Dulness ou les raisons d’une domination

Par le bais du couplet héroïque, Pope entreprend pourtant de contenir la si peu résistible ascension de la Bêtise. En faisant flèche de tout bois, en faisant assaut d’esprit (wit), en tirant toutes sortes de pétards, fusées, festival de pyrotechnie verbale – avant la tombée de la nuit. La poésie y scintille de mille et une étincelles (spark, en anglais), les traits fusent, repoussant à chaque nouvel embrasement l’avancée inexorable des ténèbres. Il frappe aussi de plus belle sur la tête du même clou, à tour de bras [1]. Mais la puissance de la Dulness n’est pas de celles qu’on circonscrit par les chaînons du distique, fût-il spirituel. Le paradoxe de la Dunciade vient de ce que la Bêtise niveleuse, que Pope s’escrime à rabaisser, ne fait que s’élever. La vocation magique de la satire, telle que la comprend un Robert C. Elliott (The Power of Satire : Magic, Ritual, Art, Princeton University Press, 1960), censée darder ses traits comme autant de fléchettes rituelles plantées dans le corps de sa victime, achoppe sur la part inentamable de la Dulness. Au contraire, même : incapable de contrôler la puissance démoniaque qu’il a cru bon d’invoquer, l’apprenti-sorcier est dépassé par sa créature. Le mouvement final du Livre IV, culminant avec la vision d’un pays puis d’un univers plongés dans les « Ténèbres universelles », compte parmi les premières représentations – pré-orwelliennes – du genre dystopique. La dramatisation à outrance, si elle renvoie au genre consacré qu’est la pantomime, en Angleterre, n’en finit cependant pas d’interroger le lecteur.

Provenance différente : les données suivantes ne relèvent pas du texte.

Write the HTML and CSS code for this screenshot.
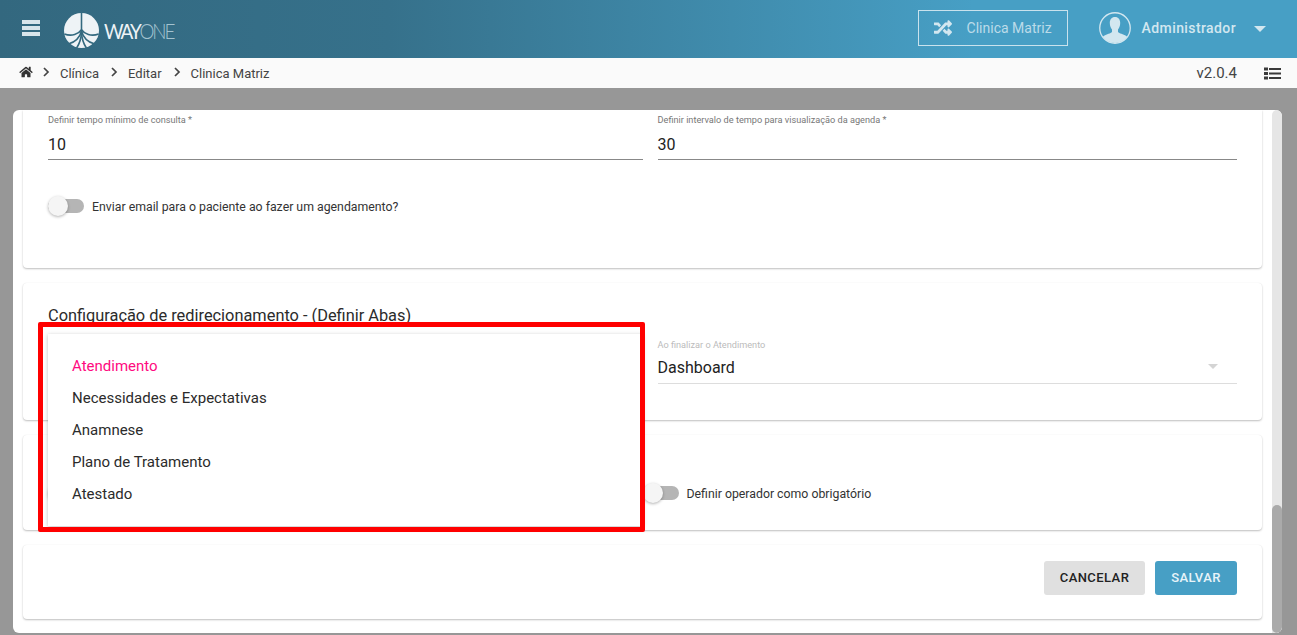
FILE: index.html
```html
<!DOCTYPE html>
<html lang="pt-BR">
<head>
<meta charset="utf-8">
<title>Clínica Matriz</title>
<link rel="stylesheet" href="styles.css">
</head>
<body>
<header class="topbar">
  <div class="burger"><span></span><span></span><span></span></div>
  <div class="logo">
    <svg class="logo-mark" viewBox="0 0 100 100" width="35" height="35">
      <circle cx="50" cy="50" r="50" fill="#eef3f6"/>
      <g fill="none" stroke="#33697f" stroke-width="4.500">
        <path d="M50 0V60"/>
        <path d="M50 48C42 60 22 68 1 60"/>
        <path d="M50 52C46 66 34 82 14 88"/>
        <path d="M50 56C49 72 44 88 36 100"/>
        <path d="M50 48C58 60 78 68 99 60"/>
        <path d="M50 52C54 66 66 82 86 88"/>
        <path d="M50 56C51 72 56 88 64 100"/>
      </g>
    </svg>
    <span class="logo-text"><span class="logo-way">WAY</span><span class="logo-one">ONE</span></span>
  </div>
  <div class="spacer"></div>
  <div class="unit-box">
    <svg class="shuffle" viewBox="0 0 512 512" width="18" height="18"><path fill="currentColor" d="M504.971 359.029c9.373 9.373 9.373 24.569 0 33.941l-80 79.984c-15.01 15.01-40.971 4.49-40.971-16.971V416h-58.785a12.004 12.004 0 0 1-8.773-3.812l-70.556-75.596 53.333-57.143L352 336h32v-39.981c0-21.438 25.943-31.998 40.971-16.971l80 79.981zM12 176h84l52.781 56.551 53.333-57.143-70.556-75.596A11.999 11.999 0 0 0 122.785 96H12c-6.627 0-12 5.373-12 12v56c0 6.627 5.373 12 12 12zm372 0v39.984c0 21.46 25.961 31.98 40.971 16.971l80-79.984c9.373-9.373 9.373-24.569 0-33.941l-80-79.981C409.943 24.021 384 34.582 384 56.019V96h-58.785a12.004 12.004 0 0 0-8.773 3.812L96 336H12c-6.627 0-12 5.373-12 12v56c0 6.627 5.373 12 12 12h110.785c3.326 0 6.503-1.381 8.773-3.812L352 176h32z"/></svg>
    <span>Clinica Matriz</span>
  </div>
  <svg class="avatar" viewBox="0 0 32 32" width="32" height="32">
    <defs><clipPath id="avatar-clip"><circle cx="16" cy="16" r="15"/></clipPath></defs>
    <g clip-path="url(#avatar-clip)"><path fill="#d2e7f0" d="M16 5c3.4 0 5.2 2.6 5.2 6 0 2.6-1 5-2.2 6.4v2.4c0 1 4 2.2 7 3.4 2 .8 2.6 2 2.6 3.8V33H3.400v-6c0-1.800.6-3 2.600-3.800 3-1.200 7-2.400 7-3.400v-2.400c-1.200-1.400-2.200-3.800-2.200-6.400 0-3.400 1.800-6 5.200-6z"/></g>
    <circle cx="16" cy="16" r="15.250" fill="none" stroke="#d2e7f0" stroke-width="1.300"/>
  </svg>
  <span class="user-name">Administrador</span>
  <span class="caret"></span>
</header>

<nav class="crumbs">
  <svg class="home" viewBox="0 0 576 512" width="14" height="12"><path fill="currentColor" d="M280.37 148.26L96 300.11V464a16 16 0 0 0 16 16l112.06-.29a16 16 0 0 0 15.92-16V368a16 16 0 0 1 16-16h64a16 16 0 0 1 16 16v95.64a16 16 0 0 0 16 16.05L464 480a16 16 0 0 0 16-16V300L295.67 148.26a12.19 12.19 0 0 0-15.3 0zM571.6 251.47L488 182.56V44.05a12 12 0 0 0-12-12h-56a12 12 0 0 0-12 12v72.61L318.47 43a48 48 0 0 0-61 0L4.34 251.47a12 12 0 0 0-1.6 16.9l25.5 31A12 12 0 0 0 45.15 301l235.22-193.74a12.19 12.19 0 0 1 15.3 0L530.9 301a12 12 0 0 0 16.9-1.6l25.5-31a12 12 0 0 0-1.7-16.93z"/></svg>
  <svg class="chev chev-first" viewBox="0 0 7 10" width="7" height="10"><path d="M1 1l4 4-4 4" fill="none" stroke="currentColor" stroke-width="1.700"/></svg>
  <span class="crumb">Clínica</span>
  <svg class="chev" viewBox="0 0 7 10" width="7" height="10"><path d="M1 1l4 4-4 4" fill="none" stroke="currentColor" stroke-width="1.700"/></svg>
  <span class="crumb">Editar</span>
  <svg class="chev" viewBox="0 0 7 10" width="7" height="10"><path d="M1 1l4 4-4 4" fill="none" stroke="currentColor" stroke-width="1.700"/></svg>
  <span class="crumb">Clinica Matriz</span>
  <div class="spacer"></div>
  <span class="version">v2.0.4</span>
  <svg class="list-icon" viewBox="0 0 17 13" width="17" height="13"><g fill="#3a3a3a"><rect x="0" y="0.500" width="4" height="3"/><rect x="0" y="5" width="4" height="3"/><rect x="0" y="9.500" width="4" height="3"/><rect x="5" y="1" width="12" height="2"/><rect x="5" y="5.500" width="12" height="2"/><rect x="5" y="10" width="12" height="2"/></g></svg>
</nav>

<main class="backdrop">
  <div class="panel">
    <div class="scroll-content">
      <section class="card card-first">
        <div class="two-cols">
          <div class="field">
            <label class="field-label">Definir tempo mínimo de consulta *</label>
            <div class="field-value">10</div>
          </div>
          <div class="field">
            <label class="field-label">Definir intervalo de tempo para visualização da agenda *</label>
            <div class="field-value">30</div>
          </div>
        </div>
        <div class="toggle-row toggle-row-first">
          <span class="toggle"><span class="thumb"></span></span>
          <span class="toggle-label">Enviar email para o paciente ao fazer um agendamento?</span>
        </div>
      </section>

      <section class="card card-redirect">
        <h2 class="card-title">Configuração de redirecionamento - (Definir Abas)</h2>
        <div class="two-cols">
          <div class="field field-select"></div>
          <div class="field field-select">
            <label class="field-label">Ao finalizar o Atendimento</label>
            <div class="field-value">Dashboard</div>
            <span class="select-arrow"></span>
          </div>
        </div>
      </section>

      <section class="card card-operator">
        <div class="two-cols">
          <div class="toggle-row">
            <span class="toggle"><span class="thumb"></span></span>
          </div>
          <div class="toggle-row toggle-row-right">
            <span class="toggle"><span class="thumb"></span></span>
            <span class="toggle-label">Definir operador como obrigatório</span>
          </div>
        </div>
      </section>

      <section class="card card-actions">
        <button class="btn btn-cancel" type="button">CANCELAR</button>
        <button class="btn btn-save" type="button">SALVAR</button>
      </section>
    </div>
    <div class="scrollbar"><div class="scroll-thumb"></div></div>
  </div>
</main>

<ul class="menu">
  <li class="menu-item menu-item-active">Atendimento</li>
  <li class="menu-item">Necessidades e Expectativas</li>
  <li class="menu-item">Anamnese</li>
  <li class="menu-item">Plano de Tratamento</li>
  <li class="menu-item">Atestado</li>
</ul>
<div class="highlight"></div>
</body>
</html>
```

FILE: styles.css
```css
* { box-sizing: border-box; }
html, body { height: 100%; }
body {
  margin: 0;
  height: 635px;
  overflow: hidden;
  display: flex;
  flex-direction: column;
  font-family: Roboto, "Liberation Sans", sans-serif;
  color: #222;
  background: #979797;
}
.spacer { flex: 1; }

/* top bar */
.topbar {
  height: 58px;
  flex: none;
  display: flex;
  align-items: center;
  padding-left: 22px;
  background: linear-gradient(90deg, #33687f 0%, #36718b 30%, #479fc5 75%, #479fc5 100%);
  color: #d2e7f0;
}
.burger {
  width: 18px;
  display: flex;
  flex-direction: column;
  gap: 2px;
  margin-bottom: 2px;
}
.burger span { height: 4px; background: #d8e5eb; }
.logo {
  display: flex;
  align-items: center;
  margin-left: 24px;
  margin-top: 3px;
}
.logo-mark { display: block; }
.logo-text {
  display: block;
  margin-left: 5px;
  width: 72px;
  font-family: Lato, Roboto, sans-serif;
  font-size: 21px;
  line-height: 24px;
  letter-spacing: -2.400px;
  white-space: nowrap;
  color: #eef3f6;
  transform: scaleX(.9);
  transform-origin: left center;
}
.logo-way { font-weight: 400; }
.logo-one { font-weight: 300; color: #a4c3d0; }
.unit-box {
  width: 150px;
  height: 36px;
  margin-top: -2px;
  display: flex;
  align-items: center;
  padding-left: 15px;
  gap: 15px;
  border: 1px solid #c9e2ed;
  font-size: 14px;
  color: #bcdbe9;
}
.shuffle { flex: none; color: #d2e7f0; }
.avatar { margin-left: 31px; margin-top: -2px; flex: none; }
.user-name {
  margin-left: 11px;
  margin-top: -2px;
  font-size: 14px;
  font-weight: 500;
  letter-spacing: .4px;
  color: #d2e7f0;
}
.caret {
  width: 0;
  height: 0;
  margin-left: 18px;
  margin-right: 31px;
  border-left: 6px solid transparent;
  border-right: 6px solid transparent;
  border-top: 6px solid #d2e7f0;
}

/* breadcrumb */
.crumbs {
  height: 30px;
  flex: none;
  display: flex;
  align-items: center;
  padding: 0 16px 0 19px;
  background: #fafafa;
  color: #444;
  font-size: 13px;
}
.home { margin-top: -3px; color: #333; }
.chev { margin-left: 12px; margin-top: -2px; color: #444; }
.chev-first { margin-left: 10px; }
.crumb { margin-left: 10px; }
.version { font-size: 15px; color: #444; margin-right: 27px; }
.list-icon { display: block; }

/* backdrop and panel */
.backdrop {
  flex: 1;
  min-height: 0;
  padding: 22px 15px 2px 13px;
  background: #979797;
}
.panel {
  height: 100%;
  display: flex;
  background: #fff;
  border-radius: 6px;
  overflow: hidden;
}
.scroll-content {
  flex: 1;
  min-width: 0;
  padding: 0 10px;
}
.scrollbar {
  width: 10px;
  flex: none;
  background: #e6e6e6;
  border-radius: 5px 5px 0 0;
  padding-top: 395px;
}
.scroll-thumb {
  height: 128px;
  background: #aaa;
  border-radius: 5px;
}

/* cards */
.card {
  background: #fff;
  border-radius: 4px;
  box-shadow: 0 1px 2px rgba(0, 0, 0, .25), 0 0 1px rgba(0, 0, 0, .06);
  padding: 0 25px;
  margin-bottom: 15px;
}
.card-first { height: 158px; padding-top: 4px; border-radius: 0 0 4px 4px; }
.card-redirect { height: 137px; padding-top: 23px; }
.card-operator { height: 95px; padding-top: 48px; }
.card-actions {
  height: 74px;
  padding-top: 16px;
  display: flex;
  justify-content: flex-end;
  gap: 10px;
}
.two-cols { display: grid; grid-template-columns: 1fr 1fr; }
.two-cols > :nth-child(2) { margin-left: 15px; }

.field { position: relative; height: 46px; border-bottom: 1px solid #888; }
.field-label {
  display: block;
  font-size: 9.190px;
  line-height: 11px;
  color: #777;
}
.field-value {
  margin-top: 10px;
  font-size: 16px;
  line-height: 20px;
  color: #222;
}
.field-select { height: 46px; border-bottom-color: #ddd; margin-top: 12px; padding-top: 1px; }
.field-select .field-label { color: #bbb; }
.field-select .field-value { margin-top: 8px; }
.select-arrow {
  position: absolute;
  right: 19px;
  top: 26px;
  width: 0;
  height: 0;
  border-left: 5px solid transparent;
  border-right: 5px solid transparent;
  border-top: 5px solid #d4d4d4;
}
.card-title {
  margin: 0;
  font-size: 16.380px;
  font-weight: 400;
  line-height: 20px;
  color: #2b2b2b;
}

/* toggles */
.toggle-row { display: flex; align-items: center; height: 20px; }
.toggle-row-first { margin-top: 36px; }
.toggle-row-right { margin-left: 0; }
.toggle {
  position: relative;
  flex: none;
  width: 36px;
  height: 14px;
  border-radius: 7px;
  background: #b5b5b5;
}
.thumb {
  position: absolute;
  left: 0;
  top: -3px;
  width: 20px;
  height: 20px;
  border-radius: 50%;
  background: #f5f5f5;
  box-shadow: 0 1px 3px rgba(0, 0, 0, .3);
}
.toggle-label { margin-left: 8px; padding-top: 1px; font-size: 12.300px; color: #333; }
.toggle-row-first .toggle-label { padding-top: 2px; }
.card-operator .two-cols > :nth-child(2) { margin-left: 0; padding-left: 0; }

/* buttons */
.btn {
  height: 34px;
  border: 0;
  border-radius: 3px;
  padding: 0 0 2px;
  font-family: Roboto, sans-serif;
  font-size: 13px;
  font-weight: 500;
  letter-spacing: .42px;
}
.btn-cancel { width: 101px; background: #e0e0e0; color: #222; }
.btn-save { width: 82px; background: #479fc5; color: #e8f4f9; }

/* open select menu and annotation */
.menu {
  position: absolute;
  left: 48px;
  top: 334px;
  width: 595px;
  height: 192px;
  margin: 0;
  padding: 16px 0;
  list-style: none;
  background: #fff;
  box-shadow: 0 1px 4px rgba(0, 0, 0, .25);
}
.menu-item {
  height: 32px;
  line-height: 32px;
  padding-left: 24px;
  font-size: 15px;
  color: #2b2b2b;
}
.menu-item-active { color: #ff0a80; }
.highlight {
  position: absolute;
  left: 38px;
  top: 322px;
  width: 607px;
  height: 210px;
  border: 5px solid #f00;
  border-radius: 2px;
}
```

Comment un poème conçu à l’origine comme une simple attaque ad hominem a-t-il pris autant d’ampleur ? Si le réquisitoire contre la Dulness éclipse la charge contre tel ou tel dunce particulier – à dire vrai, ils sont interchangeables –, c’est bien que l’œuvre touche à quelque chose de fondamental, de névralgique aussi. Bien sûr, on estimera que le combat de Pope est d’abord corporatiste : sa mélancolie, son mépris pour les écrivaillons, se nourrissent d’une conception élitiste, aristocratique, d’une littérature soi-disant menacée par la montée en puissance des journalistes, polluée par les critiques qui prennent la place des écrivains. Ses plaintes sur le niveau qui baisse, sur la bêtise qui monte, feraient-elles de lui un « décliniste » avant l’heure ? Voire un « antimoderne », au sens donné à ce mot par Antoine Compagnon ? Parce qu’elle ne se confond pas avec la seule ignorance, parce qu’elle incarne, dans sa version savante, le scepticisme à travers ce qu’il a de plus authentiquement déstabilisant, la Dulness impose sa funeste ambiguïté : 1. Elle est l’antithèse absolue des Lumières, la négation « de l’Ordre et de la Science »; 2. Ses vains questionnements sont néanmoins porteurs d’émancipation, oublieuse qu’elle est de « toutes les obligations, divine, civile, morale, ou rationnelle » ; 3. Elle annonce la modernité qui vient, laquelle est synonyme d’une conception « destructrice » (Noggle) de la culture, parce que vénale et attentatoire à l’indépendance de l’écrivain, pris dans la gangue d’une sociabilité qui le tire vers le bas. Face à la marée montante de la médiocrité, de l’ignorance, mais aussi de la cuistrerie, il n’est pas de digue qui tienne, il n’est nul héroïsme, nulle ironie qui vaillent. Qu’elle triomphe pour de bon, et c’en sera fini de la métaphysique, de la mathématique, de la religion, de la morale. Ainsi donc, si Pope n’avait pas prêté le flanc à la critique par la faute de son incompétence éditoriale, le monde aurait été privé d’une magistrale théorisation de la bêtise.


  1. Léon Lemonnier, Les poètes anglais du XVIIIe siècle, Boivin, 1947. Cité par Sébastien Scarpa, Poétiques de l’affect. La poésie romantique en contexte, Michel Houdiard, 2018, p. 119.